[Provided material]
* BEGIN *
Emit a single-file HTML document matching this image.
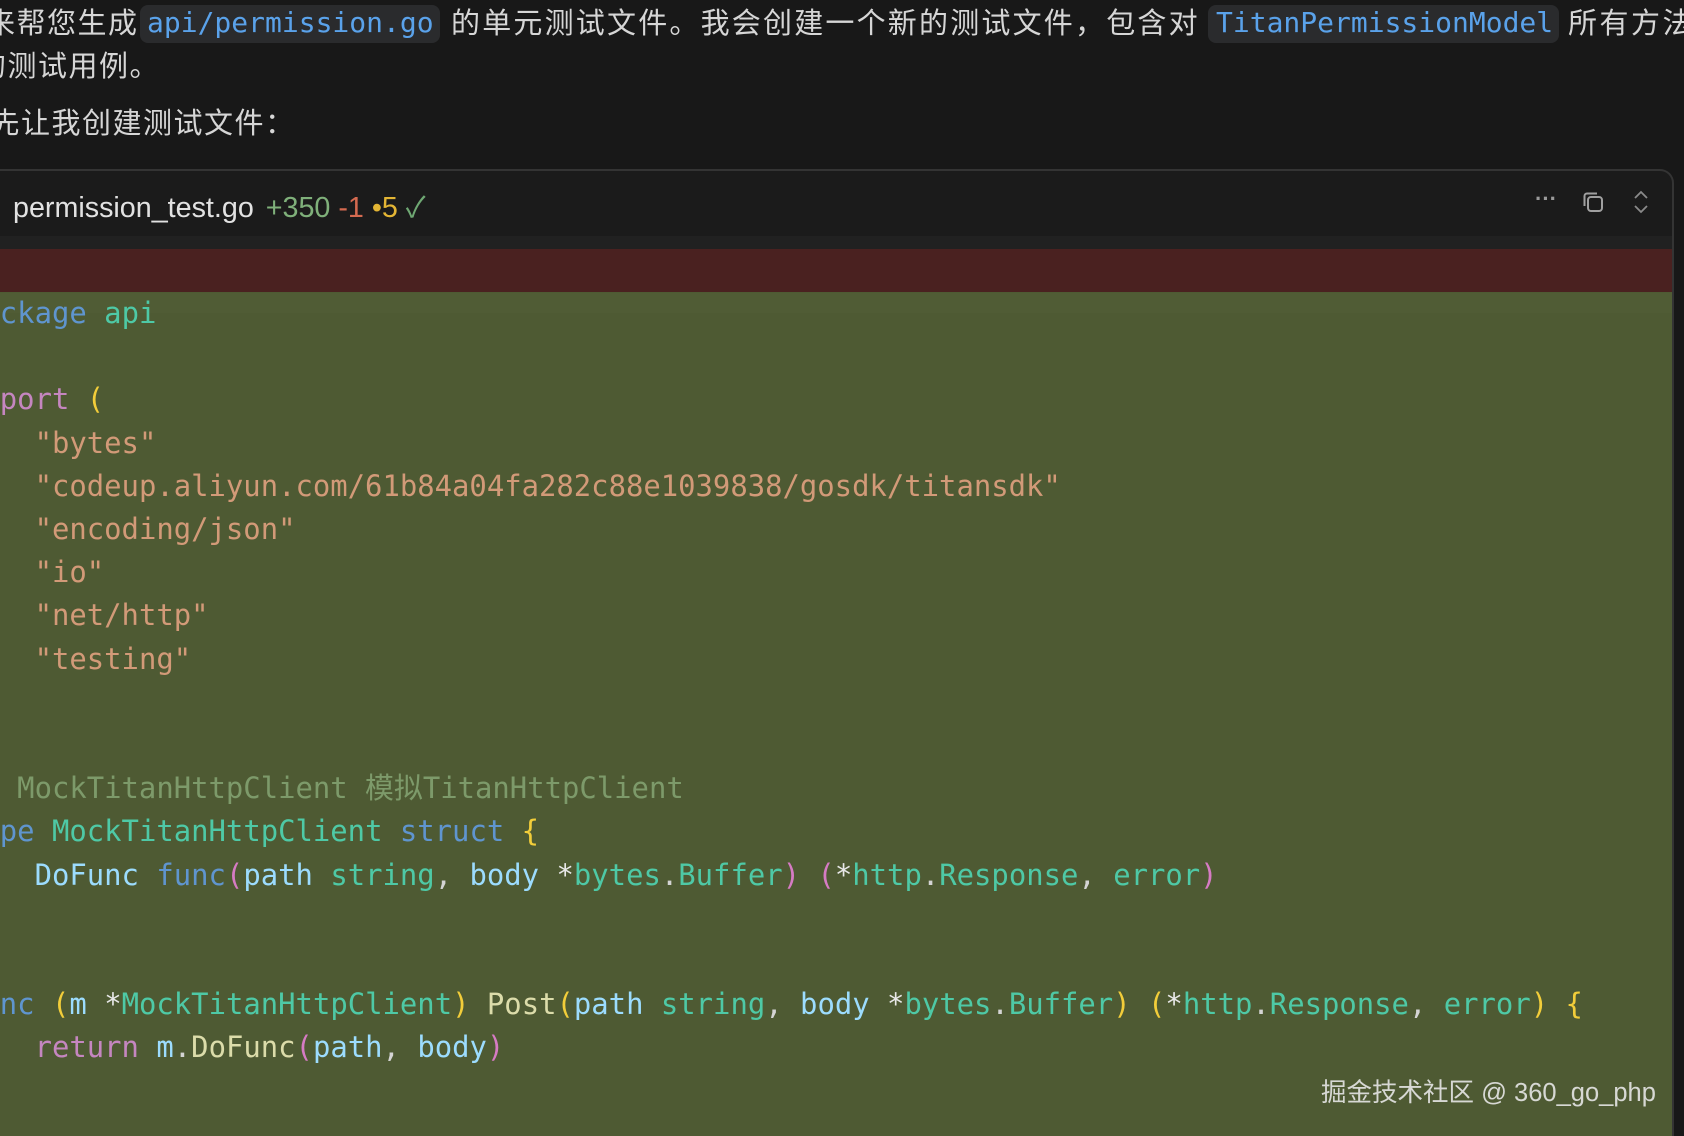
<!DOCTYPE html>
<html><head><meta charset="utf-8"><style>
html,body{margin:0;padding:0;width:1684px;height:1136px;overflow:hidden}
body{background:#181818;position:relative;font-family:"Liberation Sans","Noto Sans CJK SC",sans-serif;color:#d6d6d6}
.t{position:absolute;font-size:29px;white-space:nowrap;letter-spacing:1.5px;line-height:40px}
.pill{position:absolute;background:#2a2b2d;border-radius:8px;height:38px}
.pc{position:absolute;font-family:"DejaVu Sans Mono","Liberation Mono",monospace;font-size:28px;color:#5aa2ea;white-space:nowrap;line-height:40px;letter-spacing:0}
.card{position:absolute;left:-20px;top:169px;width:1694px;height:967px;border:2px solid #343434;border-bottom:none;border-radius:14px 14px 0 0;background:#1b1b1b;overflow:hidden;box-sizing:border-box}
.code{position:absolute;left:-35px;top:292px;font-family:"DejaVu Sans Mono","Liberation Mono",monospace;font-size:28.9px;line-height:43.2px;white-space:pre;color:#d4d4d4}
.kw{color:#5f95cf}.ty{color:#4ec9a6}.st{color:#d29a78}.cm{color:#7d9a6a}.pk{color:#c586c0}.fn{color:#dcdcaa}.v{color:#9cdcfe}.y{color:#f2cd3a}.p{color:#d67bc4}.w{color:#e8e8e8}
</style></head><body>
<div class="t" style="left:-14px;top:4px">来帮您生成</div>
<div class="pill" style="left:140px;top:5px;width:300px"></div>
<div class="pc" style="left:147px;top:3px">api/permission.go</div>
<div class="t" style="left:451px;top:4px;letter-spacing:2.2px">的单元测试文件。我会创建一个新的测试文件，包含对</div>
<div class="pill" style="left:1208px;top:5px;width:351px"></div>
<div class="pc" style="left:1216px;top:3px">TitanPermissionModel</div>
<div class="t" style="left:1568px;top:4px;letter-spacing:2.5px">所有方法</div>
<div class="t" style="left:-23px;top:47px">的测试用例。</div>
<div class="t" style="left:-40px;top:104px">首先让我创建测试文件：</div>

<div class="card">
  <div style="position:absolute;left:0;top:65px;width:100%;height:13px;background:#212121"></div>
  <div style="position:absolute;left:0;top:78px;width:100%;height:43px;background:#4a2120"></div>
  <div style="position:absolute;left:0;top:121px;width:100%;height:900px;background:#4e5a33"></div>
  <div style="position:absolute;left:0;top:122px;width:100%;height:20px;background:#525e37;opacity:.5"></div>
</div>
<div style="position:absolute;left:13px;top:185px;font-size:28.7px;white-space:nowrap;color:#e2e2e2">permission_test.go <span style="color:#7fb07a;margin-left:4px">+350</span> <span style="color:#d46a50">-1</span> <span style="color:#e3b534">•5</span> <span style="color:#6fa873">✓</span></div>
<div style="position:absolute;left:1535px;top:186px;font-size:22px;color:#9a9a9a;font-weight:bold">···</div>
<svg style="position:absolute;left:1581px;top:190px" width="24" height="24" viewBox="0 0 24 24" fill="none" stroke="#a0a0a0" stroke-width="2"><rect x="7" y="7" width="14" height="14" rx="3"/><path d="M16 3.5 H6 a2.5 2.5 0 0 0 -2.5 2.5 V16"/></svg>
<svg style="position:absolute;left:1632px;top:190px" width="18" height="24" viewBox="0 0 18 24" fill="none" stroke="#8a8a8a" stroke-width="1.8"><path d="M3 8 L9 2 L15 8 M3 16 L9 22 L15 16"/></svg>

<div class="code"><span class="kw">package</span> <span class="ty">api</span>

<span class="pk">import</span> <span class="y">(</span>
    <span class="st">"bytes"</span>
    <span class="st">"codeup.aliyun.com/61b84a04fa282c88e1039838/gosdk/titansdk"</span>
    <span class="st">"encoding/json"</span>
    <span class="st">"io"</span>
    <span class="st">"net/http"</span>
    <span class="st">"testing"</span>


<span class="cm">// MockTitanHttpClient 模拟TitanHttpClient</span>
<span class="kw">type</span> <span class="ty">MockTitanHttpClient</span> <span class="kw">struct</span> <span class="y">{</span>
    <span class="v">DoFunc</span> <span class="kw">func</span><span class="p">(</span><span class="v">path</span> <span class="ty">string</span>, <span class="v">body</span> <span class="w">*</span><span class="ty">bytes</span>.<span class="ty">Buffer</span><span class="p">)</span> <span class="p">(</span><span class="w">*</span><span class="ty">http</span>.<span class="ty">Response</span>, <span class="ty">error</span><span class="p">)</span>


<span class="kw">func</span> <span class="y">(</span><span class="v">m</span> <span class="w">*</span><span class="ty">MockTitanHttpClient</span><span class="y">)</span> <span class="fn">Post</span><span class="y">(</span><span class="v">path</span> <span class="ty">string</span>, <span class="v">body</span> <span class="w">*</span><span class="ty">bytes</span>.<span class="ty">Buffer</span><span class="y">)</span> <span class="y">(</span><span class="w">*</span><span class="ty">http</span>.<span class="ty">Response</span>, <span class="ty">error</span><span class="y">)</span> <span class="y">{</span>
    <span class="pk">return</span> <span class="v">m</span>.<span class="fn">DoFunc</span><span class="p">(</span><span class="v">path</span>, <span class="v">body</span><span class="p">)</span></div>

<div style="position:absolute;left:1321px;top:1072px;font-size:25.5px;color:#e6e6e6;white-space:nowrap;opacity:.9">掘金技术社区 @ 360_go_php</div>
</body></html>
* END *
[To be done] Copy the listing exactly. Any image in it stays out of the copy.

[Task response]
Emit a single-file HTML document matching this image.
<!DOCTYPE html>
<html><head><meta charset="utf-8"><style>
html,body{margin:0;padding:0;width:1684px;height:1136px;overflow:hidden}
body{background:#181818;position:relative;font-family:"Liberation Sans","Noto Sans CJK SC",sans-serif;color:#d6d6d6}
.t{position:absolute;font-size:29px;white-space:nowrap;letter-spacing:1.5px;line-height:40px}
.pill{position:absolute;background:#2a2b2d;border-radius:8px;height:38px}
.pc{position:absolute;font-family:"DejaVu Sans Mono","Liberation Mono",monospace;font-size:28px;color:#5aa2ea;white-space:nowrap;line-height:40px;letter-spacing:0}
.card{position:absolute;left:-20px;top:169px;width:1694px;height:967px;border:2px solid #343434;border-bottom:none;border-radius:14px 14px 0 0;background:#1b1b1b;overflow:hidden;box-sizing:border-box}
.code{position:absolute;left:-35px;top:292px;font-family:"DejaVu Sans Mono","Liberation Mono",monospace;font-size:28.9px;line-height:43.2px;white-space:pre;color:#d4d4d4}
.kw{color:#5f95cf}.ty{color:#4ec9a6}.st{color:#d29a78}.cm{color:#7d9a6a}.pk{color:#c586c0}.fn{color:#dcdcaa}.v{color:#9cdcfe}.y{color:#f2cd3a}.p{color:#d67bc4}.w{color:#e8e8e8}
</style></head><body>
<div class="t" style="left:-14px;top:4px">来帮您生成</div>
<div class="pill" style="left:140px;top:5px;width:300px"></div>
<div class="pc" style="left:147px;top:3px">api/permission.go</div>
<div class="t" style="left:451px;top:4px;letter-spacing:2.2px">的单元测试文件。我会创建一个新的测试文件，包含对</div>
<div class="pill" style="left:1208px;top:5px;width:351px"></div>
<div class="pc" style="left:1216px;top:3px">TitanPermissionModel</div>
<div class="t" style="left:1568px;top:4px;letter-spacing:2.5px">所有方法</div>
<div class="t" style="left:-23px;top:47px">的测试用例。</div>
<div class="t" style="left:-40px;top:104px">首先让我创建测试文件：</div>

<div class="card">
  <div style="position:absolute;left:0;top:65px;width:100%;height:13px;background:#212121"></div>
  <div style="position:absolute;left:0;top:78px;width:100%;height:43px;background:#4a2120"></div>
  <div style="position:absolute;left:0;top:121px;width:100%;height:900px;background:#4e5a33"></div>
  <div style="position:absolute;left:0;top:122px;width:100%;height:20px;background:#525e37;opacity:.5"></div>
</div>
<div style="position:absolute;left:13px;top:185px;font-size:28.7px;white-space:nowrap;color:#e2e2e2">permission_test.go <span style="color:#7fb07a;margin-left:4px">+350</span> <span style="color:#d46a50">-1</span> <span style="color:#e3b534">•5</span> <span style="color:#6fa873">✓</span></div>
<div style="position:absolute;left:1535px;top:186px;font-size:22px;color:#9a9a9a;font-weight:bold">···</div>
<svg style="position:absolute;left:1581px;top:190px" width="24" height="24" viewBox="0 0 24 24" fill="none" stroke="#a0a0a0" stroke-width="2"><rect x="7" y="7" width="14" height="14" rx="3"/><path d="M16 3.5 H6 a2.5 2.5 0 0 0 -2.5 2.5 V16"/></svg>
<svg style="position:absolute;left:1632px;top:190px" width="18" height="24" viewBox="0 0 18 24" fill="none" stroke="#8a8a8a" stroke-width="1.8"><path d="M3 8 L9 2 L15 8 M3 16 L9 22 L15 16"/></svg>

<div class="code"><span class="kw">package</span> <span class="ty">api</span>

<span class="pk">import</span> <span class="y">(</span>
    <span class="st">"bytes"</span>
    <span class="st">"codeup.aliyun.com/61b84a04fa282c88e1039838/gosdk/titansdk"</span>
    <span class="st">"encoding/json"</span>
    <span class="st">"io"</span>
    <span class="st">"net/http"</span>
    <span class="st">"testing"</span>


<span class="cm">// MockTitanHttpClient 模拟TitanHttpClient</span>
<span class="kw">type</span> <span class="ty">MockTitanHttpClient</span> <span class="kw">struct</span> <span class="y">{</span>
    <span class="v">DoFunc</span> <span class="kw">func</span><span class="p">(</span><span class="v">path</span> <span class="ty">string</span>, <span class="v">body</span> <span class="w">*</span><span class="ty">bytes</span>.<span class="ty">Buffer</span><span class="p">)</span> <span class="p">(</span><span class="w">*</span><span class="ty">http</span>.<span class="ty">Response</span>, <span class="ty">error</span><span class="p">)</span>


<span class="kw">func</span> <span class="y">(</span><span class="v">m</span> <span class="w">*</span><span class="ty">MockTitanHttpClient</span><span class="y">)</span> <span class="fn">Post</span><span class="y">(</span><span class="v">path</span> <span class="ty">string</span>, <span class="v">body</span> <span class="w">*</span><span class="ty">bytes</span>.<span class="ty">Buffer</span><span class="y">)</span> <span class="y">(</span><span class="w">*</span><span class="ty">http</span>.<span class="ty">Response</span>, <span class="ty">error</span><span class="y">)</span> <span class="y">{</span>
    <span class="pk">return</span> <span class="v">m</span>.<span class="fn">DoFunc</span><span class="p">(</span><span class="v">path</span>, <span class="v">body</span><span class="p">)</span></div>

<div style="position:absolute;left:1321px;top:1072px;font-size:25.5px;color:#e6e6e6;white-space:nowrap;opacity:.9">掘金技术社区 @ 360_go_php</div>
</body></html>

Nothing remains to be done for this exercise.